* **What is required**
Start at the line that has "Output the HTML that produces this rendering." and stop at the line that has "Modules en Services</div>". Print those lines and all lines between them exactly, and nothing more.

Entries taken from a collection:
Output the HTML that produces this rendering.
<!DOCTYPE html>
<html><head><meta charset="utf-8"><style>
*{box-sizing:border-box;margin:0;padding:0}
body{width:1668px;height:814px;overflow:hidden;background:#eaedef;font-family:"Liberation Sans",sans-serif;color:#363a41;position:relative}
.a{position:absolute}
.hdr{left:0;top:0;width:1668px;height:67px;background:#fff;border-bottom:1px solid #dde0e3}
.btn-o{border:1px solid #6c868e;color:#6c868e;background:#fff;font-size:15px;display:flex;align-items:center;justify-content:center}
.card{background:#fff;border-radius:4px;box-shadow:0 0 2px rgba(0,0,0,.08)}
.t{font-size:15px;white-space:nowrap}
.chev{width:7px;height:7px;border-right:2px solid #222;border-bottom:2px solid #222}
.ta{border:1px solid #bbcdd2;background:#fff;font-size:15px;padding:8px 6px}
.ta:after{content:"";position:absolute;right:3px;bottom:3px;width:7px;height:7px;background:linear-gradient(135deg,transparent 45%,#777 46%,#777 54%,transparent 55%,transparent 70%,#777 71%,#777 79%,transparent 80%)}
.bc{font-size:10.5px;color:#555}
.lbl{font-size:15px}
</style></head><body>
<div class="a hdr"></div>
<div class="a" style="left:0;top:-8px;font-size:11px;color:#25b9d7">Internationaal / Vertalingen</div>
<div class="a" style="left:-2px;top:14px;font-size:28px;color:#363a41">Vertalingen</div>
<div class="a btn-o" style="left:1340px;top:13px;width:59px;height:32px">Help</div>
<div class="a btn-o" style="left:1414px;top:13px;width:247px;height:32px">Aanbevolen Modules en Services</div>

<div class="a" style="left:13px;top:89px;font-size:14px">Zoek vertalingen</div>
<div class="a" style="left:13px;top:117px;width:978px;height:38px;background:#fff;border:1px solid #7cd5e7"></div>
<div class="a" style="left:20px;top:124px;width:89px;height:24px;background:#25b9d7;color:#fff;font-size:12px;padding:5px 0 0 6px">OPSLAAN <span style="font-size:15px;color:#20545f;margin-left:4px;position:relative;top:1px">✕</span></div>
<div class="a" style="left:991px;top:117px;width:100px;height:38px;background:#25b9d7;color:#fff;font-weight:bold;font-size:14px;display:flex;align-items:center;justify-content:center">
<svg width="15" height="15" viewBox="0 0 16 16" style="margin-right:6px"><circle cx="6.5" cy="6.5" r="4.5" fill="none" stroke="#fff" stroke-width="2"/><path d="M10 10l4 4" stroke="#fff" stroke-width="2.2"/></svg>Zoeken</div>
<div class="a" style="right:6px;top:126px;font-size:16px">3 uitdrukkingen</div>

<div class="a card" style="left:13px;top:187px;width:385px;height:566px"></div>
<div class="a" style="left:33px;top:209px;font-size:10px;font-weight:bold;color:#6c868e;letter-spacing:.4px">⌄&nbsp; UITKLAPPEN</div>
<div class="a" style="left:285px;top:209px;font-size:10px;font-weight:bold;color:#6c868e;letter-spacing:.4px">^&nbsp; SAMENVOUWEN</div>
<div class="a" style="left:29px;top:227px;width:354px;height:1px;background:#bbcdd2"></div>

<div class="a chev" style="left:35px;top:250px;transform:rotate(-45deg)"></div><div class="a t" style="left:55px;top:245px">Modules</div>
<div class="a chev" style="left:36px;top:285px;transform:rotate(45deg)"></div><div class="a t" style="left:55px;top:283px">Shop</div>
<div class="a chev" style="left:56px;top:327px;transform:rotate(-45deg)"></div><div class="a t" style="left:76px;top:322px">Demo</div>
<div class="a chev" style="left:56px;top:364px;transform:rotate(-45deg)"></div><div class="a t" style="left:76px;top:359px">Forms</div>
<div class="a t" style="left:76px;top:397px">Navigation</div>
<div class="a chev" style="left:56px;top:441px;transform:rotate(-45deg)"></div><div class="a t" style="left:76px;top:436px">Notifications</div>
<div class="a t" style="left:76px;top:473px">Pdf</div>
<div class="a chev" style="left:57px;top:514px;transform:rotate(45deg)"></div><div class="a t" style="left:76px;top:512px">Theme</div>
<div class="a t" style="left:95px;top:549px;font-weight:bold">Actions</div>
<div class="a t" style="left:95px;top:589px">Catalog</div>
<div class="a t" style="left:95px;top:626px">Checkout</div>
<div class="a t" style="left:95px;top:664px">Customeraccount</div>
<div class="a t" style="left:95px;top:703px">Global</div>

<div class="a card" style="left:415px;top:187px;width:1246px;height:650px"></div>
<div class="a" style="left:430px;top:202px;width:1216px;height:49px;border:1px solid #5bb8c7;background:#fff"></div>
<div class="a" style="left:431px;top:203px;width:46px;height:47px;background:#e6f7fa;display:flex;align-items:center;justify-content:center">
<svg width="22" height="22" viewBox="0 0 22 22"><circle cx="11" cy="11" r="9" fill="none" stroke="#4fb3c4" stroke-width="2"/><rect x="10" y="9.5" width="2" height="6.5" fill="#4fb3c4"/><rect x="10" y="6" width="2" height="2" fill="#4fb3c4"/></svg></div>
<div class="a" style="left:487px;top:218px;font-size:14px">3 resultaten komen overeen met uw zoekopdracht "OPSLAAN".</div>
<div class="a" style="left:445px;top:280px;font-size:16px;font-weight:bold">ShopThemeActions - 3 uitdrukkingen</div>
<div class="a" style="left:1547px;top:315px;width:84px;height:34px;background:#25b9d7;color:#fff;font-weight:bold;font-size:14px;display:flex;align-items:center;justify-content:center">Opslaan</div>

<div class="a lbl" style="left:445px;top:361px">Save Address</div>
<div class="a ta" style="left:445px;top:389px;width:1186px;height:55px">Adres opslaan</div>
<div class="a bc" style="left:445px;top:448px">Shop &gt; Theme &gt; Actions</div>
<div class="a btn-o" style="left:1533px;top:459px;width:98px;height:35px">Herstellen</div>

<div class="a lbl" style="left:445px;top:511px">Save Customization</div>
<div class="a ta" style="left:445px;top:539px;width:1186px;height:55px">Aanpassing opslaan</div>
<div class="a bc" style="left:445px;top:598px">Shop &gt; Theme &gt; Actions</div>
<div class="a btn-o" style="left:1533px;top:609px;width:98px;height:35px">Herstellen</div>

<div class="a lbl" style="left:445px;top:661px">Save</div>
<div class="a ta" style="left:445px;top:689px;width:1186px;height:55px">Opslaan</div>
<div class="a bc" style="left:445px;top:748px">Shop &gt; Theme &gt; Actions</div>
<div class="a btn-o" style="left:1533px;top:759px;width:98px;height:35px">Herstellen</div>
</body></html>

==

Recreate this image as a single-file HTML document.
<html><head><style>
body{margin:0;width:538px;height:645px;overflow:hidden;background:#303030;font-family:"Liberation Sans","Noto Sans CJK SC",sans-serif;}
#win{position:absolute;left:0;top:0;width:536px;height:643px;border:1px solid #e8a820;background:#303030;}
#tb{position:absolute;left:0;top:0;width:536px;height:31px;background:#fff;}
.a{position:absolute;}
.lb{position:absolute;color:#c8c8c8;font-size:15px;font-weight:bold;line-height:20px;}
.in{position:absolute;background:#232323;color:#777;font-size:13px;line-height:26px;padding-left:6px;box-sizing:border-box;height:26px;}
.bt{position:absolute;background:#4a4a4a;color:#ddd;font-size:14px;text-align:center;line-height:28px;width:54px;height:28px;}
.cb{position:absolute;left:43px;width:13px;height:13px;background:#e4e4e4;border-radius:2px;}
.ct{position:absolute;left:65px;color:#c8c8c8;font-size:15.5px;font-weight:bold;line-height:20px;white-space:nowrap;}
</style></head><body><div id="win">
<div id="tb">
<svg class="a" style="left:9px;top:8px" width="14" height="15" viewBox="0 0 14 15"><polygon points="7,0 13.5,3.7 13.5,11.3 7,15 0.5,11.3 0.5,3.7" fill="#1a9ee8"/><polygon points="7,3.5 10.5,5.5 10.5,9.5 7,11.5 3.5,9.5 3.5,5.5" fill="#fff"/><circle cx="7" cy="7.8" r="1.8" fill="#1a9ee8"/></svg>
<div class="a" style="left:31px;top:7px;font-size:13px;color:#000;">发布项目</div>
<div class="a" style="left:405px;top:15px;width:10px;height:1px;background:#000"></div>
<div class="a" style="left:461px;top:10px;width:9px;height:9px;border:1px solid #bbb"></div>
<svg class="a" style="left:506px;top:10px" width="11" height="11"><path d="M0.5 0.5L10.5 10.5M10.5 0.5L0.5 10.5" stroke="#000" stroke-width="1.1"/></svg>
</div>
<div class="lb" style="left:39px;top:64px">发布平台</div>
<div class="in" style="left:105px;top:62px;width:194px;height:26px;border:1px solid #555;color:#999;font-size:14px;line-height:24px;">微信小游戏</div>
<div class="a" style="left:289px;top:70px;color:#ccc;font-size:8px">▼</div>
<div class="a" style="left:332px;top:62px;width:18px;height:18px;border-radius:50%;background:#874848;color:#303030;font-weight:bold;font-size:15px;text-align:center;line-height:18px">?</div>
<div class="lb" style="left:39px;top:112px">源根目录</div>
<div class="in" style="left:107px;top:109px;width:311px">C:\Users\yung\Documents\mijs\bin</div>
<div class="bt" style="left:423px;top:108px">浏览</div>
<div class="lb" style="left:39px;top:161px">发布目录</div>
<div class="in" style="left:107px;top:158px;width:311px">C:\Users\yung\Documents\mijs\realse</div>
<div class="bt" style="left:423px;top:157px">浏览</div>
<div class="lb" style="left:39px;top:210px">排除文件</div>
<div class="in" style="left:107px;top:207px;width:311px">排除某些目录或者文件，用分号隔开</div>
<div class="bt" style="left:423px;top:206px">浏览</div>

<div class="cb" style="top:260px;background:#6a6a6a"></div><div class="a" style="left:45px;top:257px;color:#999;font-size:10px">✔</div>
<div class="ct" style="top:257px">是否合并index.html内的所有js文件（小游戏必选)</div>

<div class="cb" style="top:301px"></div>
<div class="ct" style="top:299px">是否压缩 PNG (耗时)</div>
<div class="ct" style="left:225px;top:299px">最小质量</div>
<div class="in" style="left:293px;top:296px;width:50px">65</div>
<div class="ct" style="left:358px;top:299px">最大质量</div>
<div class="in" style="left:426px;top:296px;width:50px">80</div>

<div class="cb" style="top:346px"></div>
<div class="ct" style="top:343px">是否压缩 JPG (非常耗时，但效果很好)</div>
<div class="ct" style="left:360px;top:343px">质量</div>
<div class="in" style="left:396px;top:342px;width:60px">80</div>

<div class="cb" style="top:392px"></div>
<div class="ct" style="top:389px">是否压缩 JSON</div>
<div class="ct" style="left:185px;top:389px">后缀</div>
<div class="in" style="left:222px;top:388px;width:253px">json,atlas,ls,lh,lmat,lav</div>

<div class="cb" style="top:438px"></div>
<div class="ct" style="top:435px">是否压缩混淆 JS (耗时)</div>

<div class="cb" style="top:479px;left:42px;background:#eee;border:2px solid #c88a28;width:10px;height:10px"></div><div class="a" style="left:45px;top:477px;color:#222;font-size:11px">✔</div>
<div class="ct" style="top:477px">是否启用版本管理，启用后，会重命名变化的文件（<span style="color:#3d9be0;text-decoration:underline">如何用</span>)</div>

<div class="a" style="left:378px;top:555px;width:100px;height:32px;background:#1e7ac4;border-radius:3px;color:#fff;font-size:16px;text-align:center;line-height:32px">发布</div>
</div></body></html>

...

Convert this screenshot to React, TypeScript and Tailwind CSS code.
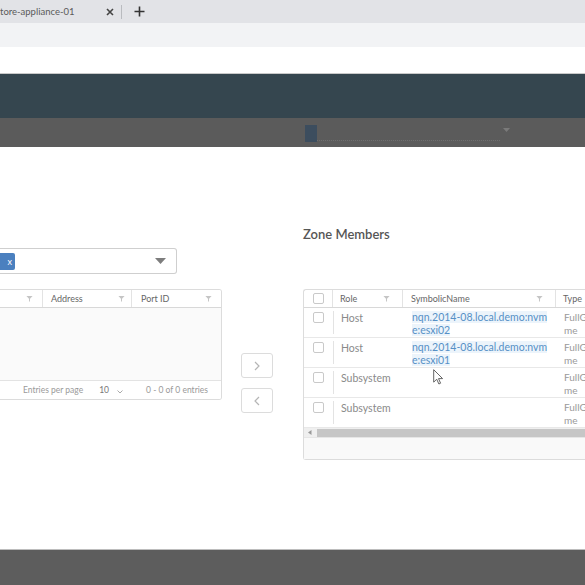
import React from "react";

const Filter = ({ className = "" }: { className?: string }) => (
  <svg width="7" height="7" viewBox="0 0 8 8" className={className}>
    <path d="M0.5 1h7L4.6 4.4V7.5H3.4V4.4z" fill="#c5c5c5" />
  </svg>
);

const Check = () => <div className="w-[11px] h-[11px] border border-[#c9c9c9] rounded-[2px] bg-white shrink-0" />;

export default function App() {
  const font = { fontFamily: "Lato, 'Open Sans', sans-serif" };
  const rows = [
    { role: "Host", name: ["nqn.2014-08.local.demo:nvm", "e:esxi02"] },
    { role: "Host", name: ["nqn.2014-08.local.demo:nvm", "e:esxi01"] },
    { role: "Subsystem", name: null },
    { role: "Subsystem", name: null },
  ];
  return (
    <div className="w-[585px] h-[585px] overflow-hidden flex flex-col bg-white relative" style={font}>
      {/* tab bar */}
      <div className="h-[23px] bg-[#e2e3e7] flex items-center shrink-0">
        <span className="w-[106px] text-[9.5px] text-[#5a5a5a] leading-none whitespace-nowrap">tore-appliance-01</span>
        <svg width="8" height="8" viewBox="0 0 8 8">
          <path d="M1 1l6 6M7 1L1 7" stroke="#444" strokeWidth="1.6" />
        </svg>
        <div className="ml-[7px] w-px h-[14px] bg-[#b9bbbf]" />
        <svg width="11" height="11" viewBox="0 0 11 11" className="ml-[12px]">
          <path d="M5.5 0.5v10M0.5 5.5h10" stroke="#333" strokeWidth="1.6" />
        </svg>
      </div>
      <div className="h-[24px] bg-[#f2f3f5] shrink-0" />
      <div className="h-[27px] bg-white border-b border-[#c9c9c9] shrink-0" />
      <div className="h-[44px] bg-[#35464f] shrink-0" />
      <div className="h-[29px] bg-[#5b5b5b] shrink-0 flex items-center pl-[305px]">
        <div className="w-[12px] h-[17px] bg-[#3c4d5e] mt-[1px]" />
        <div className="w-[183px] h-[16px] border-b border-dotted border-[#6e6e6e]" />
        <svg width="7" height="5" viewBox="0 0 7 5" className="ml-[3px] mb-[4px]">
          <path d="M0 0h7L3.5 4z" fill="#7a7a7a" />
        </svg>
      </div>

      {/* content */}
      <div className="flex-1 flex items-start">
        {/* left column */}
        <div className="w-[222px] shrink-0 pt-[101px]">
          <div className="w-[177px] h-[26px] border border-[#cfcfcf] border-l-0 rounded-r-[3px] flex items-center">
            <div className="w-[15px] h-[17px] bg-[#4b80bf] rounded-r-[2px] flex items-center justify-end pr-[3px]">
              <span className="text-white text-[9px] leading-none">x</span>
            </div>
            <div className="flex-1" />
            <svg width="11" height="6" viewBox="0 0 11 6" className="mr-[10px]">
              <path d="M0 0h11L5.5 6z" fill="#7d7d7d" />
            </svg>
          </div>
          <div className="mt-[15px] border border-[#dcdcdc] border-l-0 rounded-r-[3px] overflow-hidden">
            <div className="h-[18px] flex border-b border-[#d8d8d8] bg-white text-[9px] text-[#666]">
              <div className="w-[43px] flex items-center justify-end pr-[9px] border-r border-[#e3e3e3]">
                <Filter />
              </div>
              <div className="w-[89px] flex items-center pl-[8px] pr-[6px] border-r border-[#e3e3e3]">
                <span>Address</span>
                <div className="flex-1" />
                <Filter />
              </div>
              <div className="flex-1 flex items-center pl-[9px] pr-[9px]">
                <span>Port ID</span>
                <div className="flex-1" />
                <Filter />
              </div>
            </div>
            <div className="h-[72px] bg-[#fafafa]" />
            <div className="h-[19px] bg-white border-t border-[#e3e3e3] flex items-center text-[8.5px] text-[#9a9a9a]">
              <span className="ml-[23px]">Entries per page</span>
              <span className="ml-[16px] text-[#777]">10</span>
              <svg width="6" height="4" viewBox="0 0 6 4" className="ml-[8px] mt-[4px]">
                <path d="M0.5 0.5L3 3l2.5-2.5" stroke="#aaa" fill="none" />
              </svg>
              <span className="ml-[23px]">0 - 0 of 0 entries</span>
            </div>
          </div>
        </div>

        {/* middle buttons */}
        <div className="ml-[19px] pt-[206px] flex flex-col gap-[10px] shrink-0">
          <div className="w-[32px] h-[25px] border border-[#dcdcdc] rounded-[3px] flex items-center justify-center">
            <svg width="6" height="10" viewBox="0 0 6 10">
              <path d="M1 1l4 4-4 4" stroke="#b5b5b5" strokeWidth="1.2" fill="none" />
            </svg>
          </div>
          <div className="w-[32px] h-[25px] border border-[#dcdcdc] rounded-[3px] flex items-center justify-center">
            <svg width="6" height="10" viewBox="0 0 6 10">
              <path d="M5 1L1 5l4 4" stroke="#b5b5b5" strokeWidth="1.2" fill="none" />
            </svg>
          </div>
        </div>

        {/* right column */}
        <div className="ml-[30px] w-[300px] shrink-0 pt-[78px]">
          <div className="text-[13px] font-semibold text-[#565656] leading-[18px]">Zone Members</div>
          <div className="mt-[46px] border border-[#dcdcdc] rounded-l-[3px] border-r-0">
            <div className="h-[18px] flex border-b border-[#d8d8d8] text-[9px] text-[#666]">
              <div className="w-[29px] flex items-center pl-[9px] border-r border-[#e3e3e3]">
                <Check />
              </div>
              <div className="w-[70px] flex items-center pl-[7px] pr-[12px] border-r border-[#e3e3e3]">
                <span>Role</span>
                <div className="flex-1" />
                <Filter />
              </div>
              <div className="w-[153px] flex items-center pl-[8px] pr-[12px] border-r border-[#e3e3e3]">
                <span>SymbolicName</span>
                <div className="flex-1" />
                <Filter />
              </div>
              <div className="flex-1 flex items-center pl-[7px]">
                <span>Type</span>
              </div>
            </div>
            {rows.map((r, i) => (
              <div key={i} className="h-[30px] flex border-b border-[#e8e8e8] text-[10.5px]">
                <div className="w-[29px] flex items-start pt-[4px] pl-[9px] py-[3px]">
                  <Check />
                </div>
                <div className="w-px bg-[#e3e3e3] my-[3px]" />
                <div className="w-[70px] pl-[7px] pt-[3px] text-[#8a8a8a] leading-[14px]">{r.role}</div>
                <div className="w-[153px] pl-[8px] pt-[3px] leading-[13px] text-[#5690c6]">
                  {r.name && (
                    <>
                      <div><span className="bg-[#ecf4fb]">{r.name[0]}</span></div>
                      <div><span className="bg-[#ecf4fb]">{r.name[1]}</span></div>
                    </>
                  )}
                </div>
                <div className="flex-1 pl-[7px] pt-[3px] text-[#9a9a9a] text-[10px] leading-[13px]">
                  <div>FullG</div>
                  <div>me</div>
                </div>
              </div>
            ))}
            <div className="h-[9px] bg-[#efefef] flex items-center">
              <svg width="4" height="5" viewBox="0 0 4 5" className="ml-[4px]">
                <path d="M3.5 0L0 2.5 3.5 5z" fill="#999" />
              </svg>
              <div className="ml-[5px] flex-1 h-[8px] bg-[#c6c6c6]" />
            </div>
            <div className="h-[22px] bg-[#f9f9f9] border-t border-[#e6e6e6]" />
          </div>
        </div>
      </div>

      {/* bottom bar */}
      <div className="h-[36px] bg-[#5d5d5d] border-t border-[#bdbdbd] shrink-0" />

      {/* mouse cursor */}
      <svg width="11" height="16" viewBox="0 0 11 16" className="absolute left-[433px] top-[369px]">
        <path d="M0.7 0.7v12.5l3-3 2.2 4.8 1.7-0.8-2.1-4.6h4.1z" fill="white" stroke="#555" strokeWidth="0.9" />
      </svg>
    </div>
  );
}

* **Solution below**
Output the HTML that produces this rendering.
<!DOCTYPE html>
<html><head><meta charset="utf-8"><style>
*{box-sizing:border-box;margin:0;padding:0}
body{width:1668px;height:814px;overflow:hidden;background:#eaedef;font-family:"Liberation Sans",sans-serif;color:#363a41;position:relative}
.a{position:absolute}
.hdr{left:0;top:0;width:1668px;height:67px;background:#fff;border-bottom:1px solid #dde0e3}
.btn-o{border:1px solid #6c868e;color:#6c868e;background:#fff;font-size:15px;display:flex;align-items:center;justify-content:center}
.card{background:#fff;border-radius:4px;box-shadow:0 0 2px rgba(0,0,0,.08)}
.t{font-size:15px;white-space:nowrap}
.chev{width:7px;height:7px;border-right:2px solid #222;border-bottom:2px solid #222}
.ta{border:1px solid #bbcdd2;background:#fff;font-size:15px;padding:8px 6px}
.ta:after{content:"";position:absolute;right:3px;bottom:3px;width:7px;height:7px;background:linear-gradient(135deg,transparent 45%,#777 46%,#777 54%,transparent 55%,transparent 70%,#777 71%,#777 79%,transparent 80%)}
.bc{font-size:10.5px;color:#555}
.lbl{font-size:15px}
</style></head><body>
<div class="a hdr"></div>
<div class="a" style="left:0;top:-8px;font-size:11px;color:#25b9d7">Internationaal / Vertalingen</div>
<div class="a" style="left:-2px;top:14px;font-size:28px;color:#363a41">Vertalingen</div>
<div class="a btn-o" style="left:1340px;top:13px;width:59px;height:32px">Help</div>
<div class="a btn-o" style="left:1414px;top:13px;width:247px;height:32px">Aanbevolen Modules en Services</div>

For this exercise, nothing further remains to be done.